Critical Voice: “But, Lara, other people do this much stuff, why can’t you….?”

Me: “Okay…um…WHAT OTHER PEOPLE?!!”

Critical Voice: “Well, people like {PERSON I FOLLOW ON TWITTER #1}, {PERSON I FOLLOW ON TWITTER #2}, {PERSON I FOLLOW ON TWITTER #3}, {PERSON I FOLLOW ON TWITTER #4}, {PERSON I FOLLOW ON TWITTER #5}, of course! And some of them even have kids and do all of this stuff! Don’t you look up to them? Don’t you want to be like them?”

Me: “Oh damn…you’re right…they do do all of these things! I do want to be like them! Okay, time to get my Notist profile together and apply to speak at more conferences and make some to-do index cards and prioritize some of these blog posts and block out some calendar time this weekend and in the early mornings next week so I actually do the stuff and maybe finally write an article about CSS algorithms for another website!!”

Oh my GOD!!! This is actually the conversation that happens in my brain! I would actually write down these things on index cards and block out calendar time, and I never even noticed that this is an absurd amount of things to try to do. What is happening??!!!

I will tell you.

Twitter

Yes, TWITTER IS THE FUCKING PROBLEM.

When I look at Twitter – for 1 minute, 5 minutes, 20 minutes, doesn’t matter – I see the cumulation of {PERSONS I FOLLOW ON TWITTER 1-5+}’s accomplishments, complaints, thoughts, contributions, musings, open source projects, shares, projects, family happenings, everything, and because I am a human and I can’t keep track of who exactly did/said what/when, every time I think “Wow, look at what EVERYONE ELSE is doing, all of these interesting things they are saying, and all of these questions they are asking”. I assign the activity of hundreds, perhaps thousands, of individuals – which is more than the people I actually follow because…algorithms – to the singular bucket of EVERYONE ELSE.

Yes, me, the person who “doesn’t use social media that much”. The person who has literally turned off ALL notifications on her phone, checks Twitter 1-3 times per week, and spends less than 5 minutes per session looking at her feed.

Yes, me, the person who spent probably hours writing a style-sheet for Twitter in Firefox – using aria-label selectors because Twitter has hashed CSS class names – to make the UI less addictive with a few filters and strategically placed display: nones. But also, me, who ends up opening Twitter in Chrome now because the new Twitter UI became really janky with the custom styles and who has time to debug that, and if I’m going to read Twitter I should share and interact, right, otherwise I’m just mindlessly consuming information, and I really need to stay in touch with all of the people that liked my talk at the conferences this summer plus it’s a good way to keep up to date on new things and trends and the pulse, and, oh, awwwee, look what this person tweeted about my talk, that’s so nice, and I really have found valuable things and made valuable connections on Twitter in the past and I will again…

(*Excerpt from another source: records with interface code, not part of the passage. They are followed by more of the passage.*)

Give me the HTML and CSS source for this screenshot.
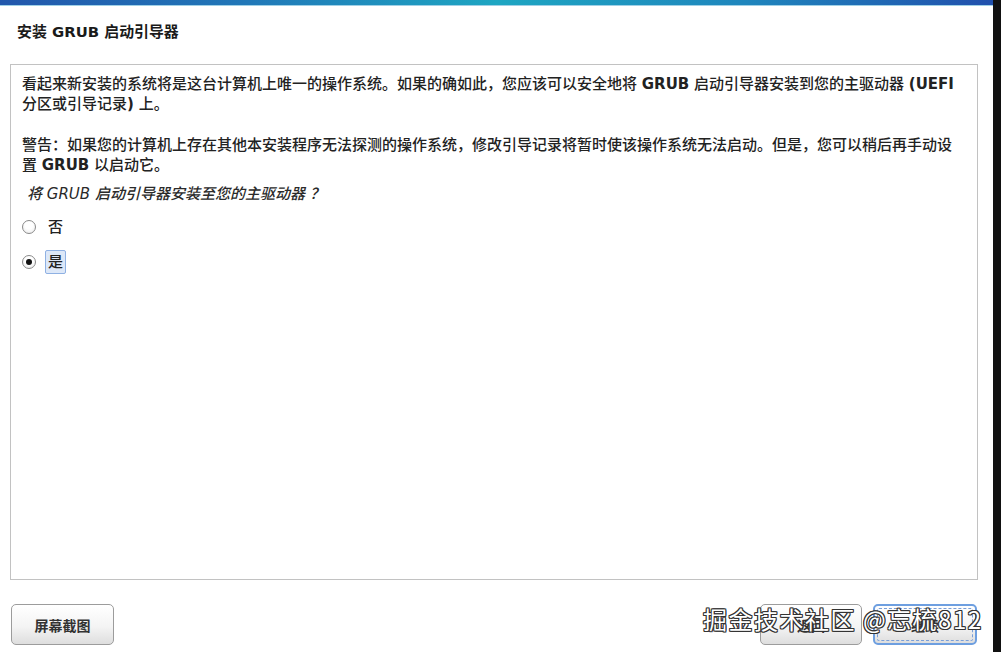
FILE: index.html
```html
<!DOCTYPE html>
<html lang="zh-CN">
<head>
<meta charset="utf-8">
<title>安装 GRUB 启动引导器</title>
<link rel="stylesheet" href="styles.css">
</head>
<body>
<div class="screen">
  <div class="main">
    <div class="topbar"></div>
    <h1 class="title">安装 <b class="latin">GRUB</b> 启动引导器</h1>
    <div class="panel">
      <p class="para">看起来新安装的系统将是这台计算机上唯一的操作系统。如果的确如此，您应该可以安全地将 <b class="latin">GRUB</b> 启动引导器安装到您的主驱动器 <b class="latin">(UEFI</b><br>分区或引导记录<b class="latin">)</b> 上。</p>
      <p class="para second">警告：如果您的计算机上存在其他本安装程序无法探测的操作系统，修改引导记录将暂时使该操作系统无法启动。但是，您可以稍后再手动设<br>置 <b class="latin">GRUB</b> 以启动它。</p>
      <p class="question">将 <span class="latin-i">GRUB</span> 启动引导器安装至您的主驱动器 ？</p>
      <div class="options">
        <label class="option"><span class="radio"></span><span class="opt-label">否</span></label>
        <label class="option"><span class="radio checked"></span><span class="opt-label focused">是</span></label>
      </div>
    </div>
    <div class="buttons">
      <button class="btn">屏幕截图</button>
      <div class="spacer"></div>
      <button class="btn back">返回</button>
      <button class="btn primary"><span class="focus-ring">继续</span></button>
    </div>
    <div class="watermark">掘金技术社区 @忘梳812</div>
  </div>
  <div class="edge"></div>
</div>
</body>
</html>
```
FILE: styles.css
```css
html, body {
  margin: 0;
  padding: 0;
  background: #ffffff;
}
body {
  font-family: "DejaVu Sans", "Noto Sans CJK SC", sans-serif;
  color: #222222;
}
.screen {
  display: flex;
  width: 1001px;
  height: 652px;
  overflow: hidden;
}
.main {
  position: relative;
  flex: 1;
  display: flex;
  flex-direction: column;
  background: #ffffff;
}
.edge {
  width: 8px;
  background: #111111;
}
.topbar {
  height: 5px;
  background: linear-gradient(90deg, #2257ac 0%, #2178b8 25%, #1ea6c2 50%, #1f86bd 75%, #2150ad 100%);
  border-bottom: 1px solid #9fd0e6;
}
.title {
  margin: 16px 0 0 17px;
  height: 20px;
  font-size: 14.9px;
  line-height: 20px;
  font-weight: bold;
  color: #1a1a1a;
}
.latin {
  font-family: "DejaVu Sans", sans-serif;
  font-weight: bold;
}
.latin-i {
  font-family: "DejaVu Sans", sans-serif;
  font-style: italic;
}
.panel {
  margin: 22px 15px 0 10px;
  height: 516px;
  box-sizing: border-box;
  border: 1px solid #c2c2c2;
  padding: 9px 11px 0 11px;
  font-size: 15px;
  line-height: 20px;
  font-weight: 500;
}
.para {
  margin: 0;
  white-space: nowrap;
}
.para.second {
  margin-top: 21px;
}
.question {
  margin: 9px 0 0 5px;
  font-style: italic;
  color: #2a2a2a;
}
.options {
  display: flex;
  flex-direction: column;
  gap: 11px;
  margin-top: 11px;
}
.option {
  display: flex;
  align-items: center;
  gap: 9px;
  height: 24px;
}
.radio {
  width: 12px;
  height: 12px;
  border: 1px solid #8a8a8a;
  border-radius: 50%;
  background: radial-gradient(circle at 50% 35%, #ffffff 40%, #e6e6e6 100%);
  display: flex;
  align-items: center;
  justify-content: center;
}
.radio.checked::after {
  content: "";
  width: 6px;
  height: 6px;
  border-radius: 50%;
  background: #111;
}
.opt-label {
  padding: 1px 2px;
  border: 1px solid transparent;
  line-height: 20px;
}
.opt-label.focused {
  background: #dde8f8;
  border-color: #8fb1e3;
  border-radius: 2px;
}
.buttons {
  display: flex;
  align-items: center;
  margin: 24px 16px 0 11px;
  gap: 11px;
}
.spacer {
  flex: 1;
}
.btn {
  height: 41px;
  width: 103px;
  box-sizing: border-box;
  border: 1px solid #9c9c9c;
  border-radius: 5px;
  background: linear-gradient(#ffffff 0%, #f4f4f4 55%, #dedede 100%);
  font-family: "DejaVu Sans", "Noto Sans CJK SC", sans-serif;
  font-size: 14px;
  font-weight: bold;
  color: #333;
  padding: 0;
}
.btn.back {
  width: 102px;
}
.btn.primary {
  width: 104px;
  border: 2px solid #6e9fe0;
  display: flex;
  align-items: stretch;
  justify-content: stretch;
  padding: 2px;
}
.focus-ring {
  flex: 1;
  display: flex;
  align-items: center;
  justify-content: center;
  border: 1px dashed #7a9fd8;
  border-radius: 2px;
}
.watermark {
  position: absolute;
  left: 703px;
  top: 604px;
  font-family: "Noto Sans CJK SC", "DejaVu Sans", sans-serif;
  font-size: 24px;
  letter-spacing: 1.5px;
  line-height: 30px;
  color: #ffffff;
  white-space: nowrap;
  text-shadow: 1px 0 0 #333, -1px 0 0 #333, 0 1px 0 #333, 0 -1px 0 #333, 1px 1px 0 #333, -1px -1px 0 #333, 1px -1px 0 #333, -1px 1px 0 #333;
}
```
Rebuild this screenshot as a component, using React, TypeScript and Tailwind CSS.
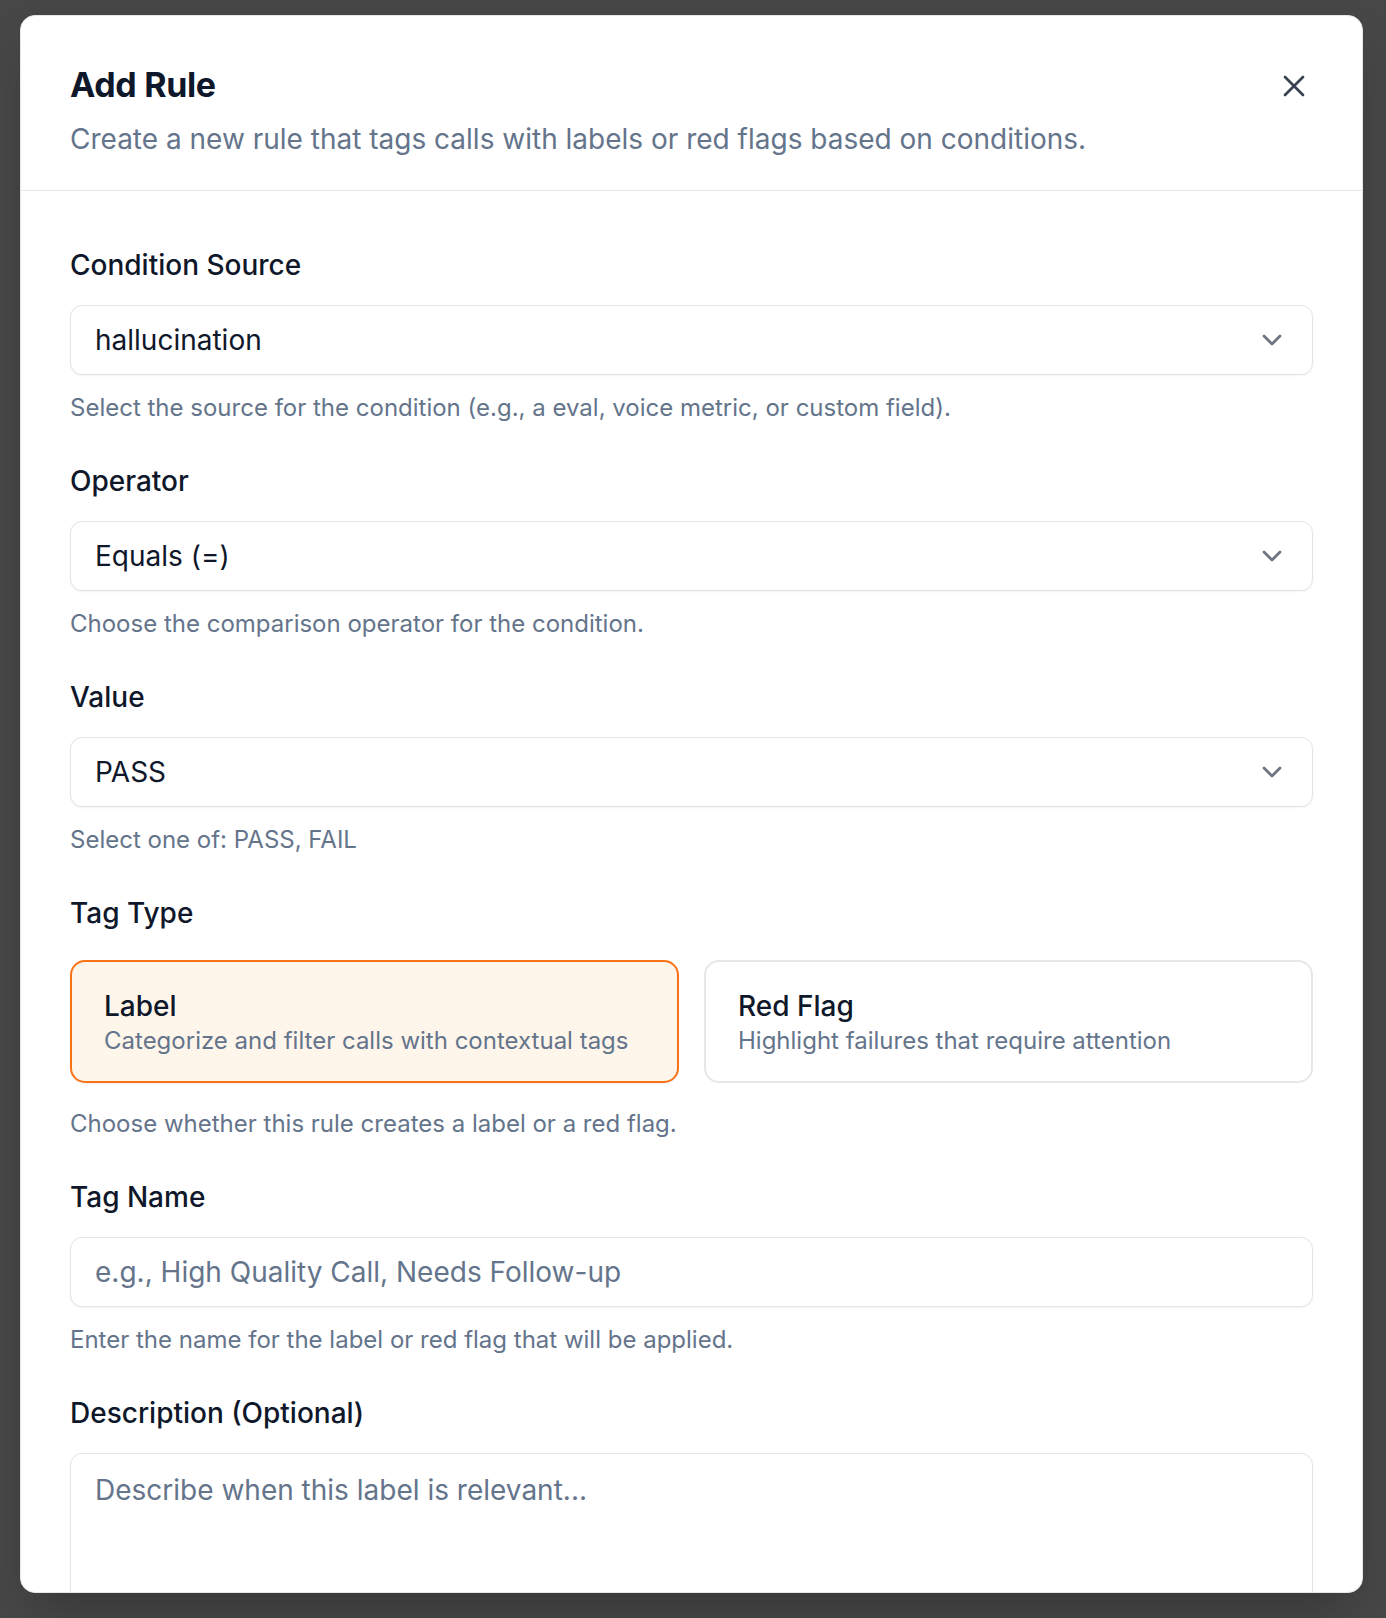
import React from "react";

function Chevron() {
  return (
    <svg width="32" height="32" viewBox="0 0 24 24" fill="none" stroke="currentColor" strokeWidth="2" strokeLinecap="round" strokeLinejoin="round" className="text-[#6b7280] shrink-0">
      <path d="m6 9 6 6 6-6" />
    </svg>
  );
}

function SelectBox({ value }: { value: string }) {
  return (
    <div className="h-[70px] w-full rounded-[12px] border border-[#e2e4ea] bg-white shadow-[0_1px_2px_rgba(0,0,0,0.05)] flex items-center justify-between pl-[24px] pr-[24px]">
      <span className="text-[28px] text-[#0f172a]">{value}</span>
      <Chevron />
    </div>
  );
}

function Label({ children }: { children: React.ReactNode }) {
  return <div className="text-[28px] leading-[36px] font-medium text-[#0f172a]">{children}</div>;
}

function Helper({ children }: { children: React.ReactNode }) {
  return <div className="text-[24px] leading-[30px] text-[#64748b]">{children}</div>;
}

function Field({ label, value, helper }: { label: string; value: string; helper: string }) {
  return (
    <div className="flex flex-col">
      <Label>{label}</Label>
      <div className="mt-[22px]">
        <SelectBox value={value} />
      </div>
      <div className="mt-[18px]">
        <Helper>{helper}</Helper>
      </div>
    </div>
  );
}

export default function App() {
  return (
    <div className="w-[1386px] h-[1618px] bg-[#474747] pt-[15px] pl-[20px] overflow-hidden font-['Inter','Noto_Sans',sans-serif]">
      <div className="w-[1343px] h-[1578px] rounded-[15px] bg-white border border-[#e5e7eb] shadow-2xl overflow-hidden flex flex-col">
        {/* Header */}
        <div className="relative shrink-0 border-b border-[#e5e7eb] px-[49px] pt-[49px] pb-[33px]">
          <div className="text-[34px] leading-[40px] font-bold tracking-[-0.01em] text-[#0f172a]">Add Rule</div>
          <div className="mt-[16px] text-[28px] leading-[36px] text-[#64748b]">
            Create a new rule that tags calls with labels or red flags based on conditions.
          </div>
          <button className="absolute right-[50px] top-[52px] text-[#374151]">
            <svg width="36" height="36" viewBox="0 0 24 24" fill="none" stroke="currentColor" strokeWidth="1.8" strokeLinecap="round" strokeLinejoin="round">
              <path d="M18 6 6 18" />
              <path d="m6 6 12 12" />
            </svg>
          </button>
        </div>

        {/* Body */}
        <div className="flex-1 overflow-hidden px-[49px] pt-[56px] flex flex-col gap-[40px]">
          <Field
            label="Condition Source"
            value="hallucination"
            helper="Select the source for the condition (e.g., a eval, voice metric, or custom field)."
          />
          <Field label="Operator" value="Equals (=)" helper="Choose the comparison operator for the condition." />
          <Field label="Value" value="PASS" helper="Select one of: PASS, FAIL" />

          <div className="flex flex-col">
            <Label>Tag Type</Label>
            <div className="mt-[29px] grid grid-cols-2 gap-[25px]">
              <div className="rounded-[15px] border-2 border-[#f97316] bg-[#fff6eb] px-[32px] pt-[26px] pb-[25px] shadow-[0_1px_2px_rgba(0,0,0,0.05)]">
                <div className="text-[28px] leading-[36px] font-medium text-[#0f172a]">Label</div>
                <div className="mt-[2px] text-[24px] leading-[30px] text-[#64748b]">
                  Categorize and filter calls with contextual tags
                </div>
              </div>
              <div className="rounded-[15px] border-2 border-[#e5e7eb] bg-white px-[32px] pt-[26px] pb-[25px]">
                <div className="text-[28px] leading-[36px] font-medium text-[#0f172a]">Red Flag</div>
                <div className="mt-[2px] text-[24px] leading-[30px] text-[#64748b]">
                  Highlight failures that require attention
                </div>
              </div>
            </div>
            <div className="mt-[26px]">
              <Helper>Choose whether this rule creates a label or a red flag.</Helper>
            </div>
          </div>

          <div className="flex flex-col">
            <Label>Tag Name</Label>
            <div className="mt-[22px] h-[70px] w-full rounded-[12px] border border-[#e2e4ea] bg-white shadow-[0_1px_2px_rgba(0,0,0,0.05)] flex items-center pl-[24px]">
              <span className="text-[28px] text-[#64748b]">e.g., High Quality Call, Needs Follow-up</span>
            </div>
            <div className="mt-[18px]">
              <Helper>Enter the name for the label or red flag that will be applied.</Helper>
            </div>
          </div>

          <div className="flex flex-col">
            <Label>Description (Optional)</Label>
            <div className="mt-[22px] h-[200px] w-full shrink-0 rounded-[12px] border border-[#e2e4ea] bg-white shadow-[0_1px_2px_rgba(0,0,0,0.05)] pl-[24px] pt-[18px]">
              <span className="text-[28px] leading-[36px] text-[#64748b]">Describe when this label is relevant...</span>
            </div>
          </div>
        </div>
      </div>
    </div>
  );
}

And then I force myself to close the browser window before acting on any of that.

I really thought I beat Twitter.

I thought I had it under control, that in minimizing my activity and strictly monitoring my feed-scrolling that it wouldn’t affect me. Wrong, again. I think that’s made it worse. I think the less I use social media, the more I am affected by its harmful and addictive properties. It’s like, when I used it regularly, I had built up some kind of tolerance and now I don’t have that tolerance, so I feel it more…

YES, JUST LIKE AN ADDICTIVE DRUG.

It’s not a secret that social media is addictive, and its not breaking news, and the consequences (that I know of) cannot really be compared those of the kind of addictive drugs I am thinking of.

But, just like with burnout, I thought I was somehow immune to it. I did all the things you are supposed to do to control social media. I read Digital Minimalism and the Organized Mind and have How to Do Nothing on deck. I uninstalled the apps and silenced all the crap…and still…there I was last weekend, sobbing on a stump during what should have been one of the better mornings of my summer.

Logging Out

It’s possible this is an attribution error. I trend on the overly-optimistic side when it comes to estimating, in general, so you could say that I should just learn from my estimation mistakes and make better choices in the future. Yes, thank you, I will do that.

But I know myself, and based on what I’ve read, and what I’ve observed in my own behavior, there is something supremely FUCKED about what Twitter does to me.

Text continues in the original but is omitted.